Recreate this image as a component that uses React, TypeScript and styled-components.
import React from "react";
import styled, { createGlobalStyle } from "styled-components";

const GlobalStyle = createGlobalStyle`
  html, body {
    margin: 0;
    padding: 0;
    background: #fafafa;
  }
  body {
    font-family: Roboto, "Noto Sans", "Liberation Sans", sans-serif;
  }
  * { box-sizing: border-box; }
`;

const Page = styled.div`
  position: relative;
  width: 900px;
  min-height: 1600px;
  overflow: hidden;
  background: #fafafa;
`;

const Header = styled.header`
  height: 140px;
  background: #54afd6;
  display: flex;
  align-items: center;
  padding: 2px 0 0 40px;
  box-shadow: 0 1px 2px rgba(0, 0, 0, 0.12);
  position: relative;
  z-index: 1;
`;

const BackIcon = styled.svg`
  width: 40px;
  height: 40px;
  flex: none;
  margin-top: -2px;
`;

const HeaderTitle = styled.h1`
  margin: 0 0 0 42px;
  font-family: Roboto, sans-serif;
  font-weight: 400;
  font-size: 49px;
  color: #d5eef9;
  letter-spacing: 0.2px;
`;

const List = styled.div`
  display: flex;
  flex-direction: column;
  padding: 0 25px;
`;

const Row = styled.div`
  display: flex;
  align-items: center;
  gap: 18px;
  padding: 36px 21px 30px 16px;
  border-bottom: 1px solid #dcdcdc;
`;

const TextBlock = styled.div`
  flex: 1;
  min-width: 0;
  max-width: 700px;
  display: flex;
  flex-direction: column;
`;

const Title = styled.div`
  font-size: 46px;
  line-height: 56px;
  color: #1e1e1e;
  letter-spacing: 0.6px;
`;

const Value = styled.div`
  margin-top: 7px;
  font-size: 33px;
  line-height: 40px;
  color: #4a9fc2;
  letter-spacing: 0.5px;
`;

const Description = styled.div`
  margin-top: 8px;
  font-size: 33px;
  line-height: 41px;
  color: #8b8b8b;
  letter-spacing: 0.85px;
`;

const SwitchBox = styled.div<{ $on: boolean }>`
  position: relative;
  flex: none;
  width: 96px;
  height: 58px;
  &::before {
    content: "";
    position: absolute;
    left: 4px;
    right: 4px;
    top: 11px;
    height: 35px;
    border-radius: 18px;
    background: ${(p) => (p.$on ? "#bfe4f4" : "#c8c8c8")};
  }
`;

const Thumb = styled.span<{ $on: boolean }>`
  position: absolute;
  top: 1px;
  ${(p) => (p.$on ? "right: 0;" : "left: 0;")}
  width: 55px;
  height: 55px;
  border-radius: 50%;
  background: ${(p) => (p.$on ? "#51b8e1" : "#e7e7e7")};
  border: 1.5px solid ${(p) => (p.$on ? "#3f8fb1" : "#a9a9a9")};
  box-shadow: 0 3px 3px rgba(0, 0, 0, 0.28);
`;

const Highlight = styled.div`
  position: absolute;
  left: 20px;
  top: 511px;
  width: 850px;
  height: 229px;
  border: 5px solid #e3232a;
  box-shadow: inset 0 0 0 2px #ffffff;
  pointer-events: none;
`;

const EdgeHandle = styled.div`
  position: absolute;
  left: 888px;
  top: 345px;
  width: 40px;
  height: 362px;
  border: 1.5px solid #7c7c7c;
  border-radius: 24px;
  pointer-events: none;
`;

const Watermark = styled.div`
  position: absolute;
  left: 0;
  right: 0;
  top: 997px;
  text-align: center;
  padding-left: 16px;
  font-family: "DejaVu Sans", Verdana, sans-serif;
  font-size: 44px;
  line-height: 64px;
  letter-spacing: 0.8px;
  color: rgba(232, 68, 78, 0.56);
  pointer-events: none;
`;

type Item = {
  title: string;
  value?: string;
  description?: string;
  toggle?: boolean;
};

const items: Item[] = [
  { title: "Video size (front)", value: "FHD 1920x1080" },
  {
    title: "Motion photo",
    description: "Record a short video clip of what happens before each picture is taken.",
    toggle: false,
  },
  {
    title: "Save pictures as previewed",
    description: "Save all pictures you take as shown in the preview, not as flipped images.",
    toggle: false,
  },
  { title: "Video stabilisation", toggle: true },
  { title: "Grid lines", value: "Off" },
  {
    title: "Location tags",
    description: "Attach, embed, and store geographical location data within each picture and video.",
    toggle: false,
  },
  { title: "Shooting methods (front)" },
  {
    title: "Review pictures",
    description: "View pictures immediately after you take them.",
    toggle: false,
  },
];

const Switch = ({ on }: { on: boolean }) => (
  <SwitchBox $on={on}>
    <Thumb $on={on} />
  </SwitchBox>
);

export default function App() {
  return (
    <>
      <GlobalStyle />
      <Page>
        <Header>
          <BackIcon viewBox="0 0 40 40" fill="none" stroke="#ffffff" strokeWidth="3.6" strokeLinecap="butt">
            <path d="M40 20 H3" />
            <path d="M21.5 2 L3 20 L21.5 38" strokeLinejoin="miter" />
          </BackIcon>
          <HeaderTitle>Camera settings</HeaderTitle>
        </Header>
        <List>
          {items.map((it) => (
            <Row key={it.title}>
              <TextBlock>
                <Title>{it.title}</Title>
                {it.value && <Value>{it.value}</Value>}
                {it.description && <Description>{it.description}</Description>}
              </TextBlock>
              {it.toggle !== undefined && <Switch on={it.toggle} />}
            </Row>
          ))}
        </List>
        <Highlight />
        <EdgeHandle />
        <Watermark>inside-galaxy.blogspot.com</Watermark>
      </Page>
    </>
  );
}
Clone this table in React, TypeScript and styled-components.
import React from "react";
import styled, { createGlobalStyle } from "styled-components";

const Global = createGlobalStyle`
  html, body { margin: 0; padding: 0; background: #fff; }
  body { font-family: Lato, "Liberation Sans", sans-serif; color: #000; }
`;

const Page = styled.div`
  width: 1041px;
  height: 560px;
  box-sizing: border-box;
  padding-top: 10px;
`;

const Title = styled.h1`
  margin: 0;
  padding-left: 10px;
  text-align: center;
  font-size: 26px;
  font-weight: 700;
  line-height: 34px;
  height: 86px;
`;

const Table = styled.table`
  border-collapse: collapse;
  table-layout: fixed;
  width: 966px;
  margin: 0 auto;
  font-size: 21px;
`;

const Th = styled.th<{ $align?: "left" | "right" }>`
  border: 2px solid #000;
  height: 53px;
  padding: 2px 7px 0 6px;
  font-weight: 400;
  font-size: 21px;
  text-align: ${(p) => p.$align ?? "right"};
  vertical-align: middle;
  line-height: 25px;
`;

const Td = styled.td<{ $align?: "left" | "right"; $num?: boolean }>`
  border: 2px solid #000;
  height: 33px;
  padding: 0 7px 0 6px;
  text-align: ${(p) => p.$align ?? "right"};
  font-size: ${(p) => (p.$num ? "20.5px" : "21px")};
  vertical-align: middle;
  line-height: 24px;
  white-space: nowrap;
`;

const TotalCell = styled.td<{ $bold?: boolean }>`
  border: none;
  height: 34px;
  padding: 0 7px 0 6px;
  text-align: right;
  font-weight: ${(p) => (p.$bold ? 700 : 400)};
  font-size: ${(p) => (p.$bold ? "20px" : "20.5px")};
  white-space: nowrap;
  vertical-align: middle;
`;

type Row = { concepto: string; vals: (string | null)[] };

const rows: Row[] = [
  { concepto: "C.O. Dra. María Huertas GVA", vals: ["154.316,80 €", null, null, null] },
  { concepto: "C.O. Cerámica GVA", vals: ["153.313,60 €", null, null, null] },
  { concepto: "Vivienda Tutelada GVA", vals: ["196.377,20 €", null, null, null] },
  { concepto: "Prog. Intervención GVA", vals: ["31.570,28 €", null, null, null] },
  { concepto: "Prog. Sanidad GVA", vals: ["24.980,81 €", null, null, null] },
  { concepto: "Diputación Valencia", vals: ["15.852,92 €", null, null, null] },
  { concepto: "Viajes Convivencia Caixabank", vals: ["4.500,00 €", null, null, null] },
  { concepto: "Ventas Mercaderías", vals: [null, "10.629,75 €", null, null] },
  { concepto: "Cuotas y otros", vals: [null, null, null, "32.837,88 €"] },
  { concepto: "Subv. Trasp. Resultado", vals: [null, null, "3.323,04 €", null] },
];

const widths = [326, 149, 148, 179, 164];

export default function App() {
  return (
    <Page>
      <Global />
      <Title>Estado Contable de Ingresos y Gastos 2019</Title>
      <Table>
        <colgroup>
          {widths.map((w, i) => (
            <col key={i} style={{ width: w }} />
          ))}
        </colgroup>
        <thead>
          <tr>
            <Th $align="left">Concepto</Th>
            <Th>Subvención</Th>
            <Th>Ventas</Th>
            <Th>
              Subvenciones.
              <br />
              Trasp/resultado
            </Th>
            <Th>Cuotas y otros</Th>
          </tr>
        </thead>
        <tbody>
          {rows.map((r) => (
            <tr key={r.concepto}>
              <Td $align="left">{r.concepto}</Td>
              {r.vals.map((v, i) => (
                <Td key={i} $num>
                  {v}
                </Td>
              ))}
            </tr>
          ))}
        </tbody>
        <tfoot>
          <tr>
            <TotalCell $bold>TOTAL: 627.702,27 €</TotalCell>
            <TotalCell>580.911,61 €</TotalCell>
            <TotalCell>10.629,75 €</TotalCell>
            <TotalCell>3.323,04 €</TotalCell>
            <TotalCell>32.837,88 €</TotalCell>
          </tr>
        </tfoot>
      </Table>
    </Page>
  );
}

★ ★ ★ ★ ★

Direction -
State how many lines of the material contain the string "TypeScript", with no other words.

Problem solution -
2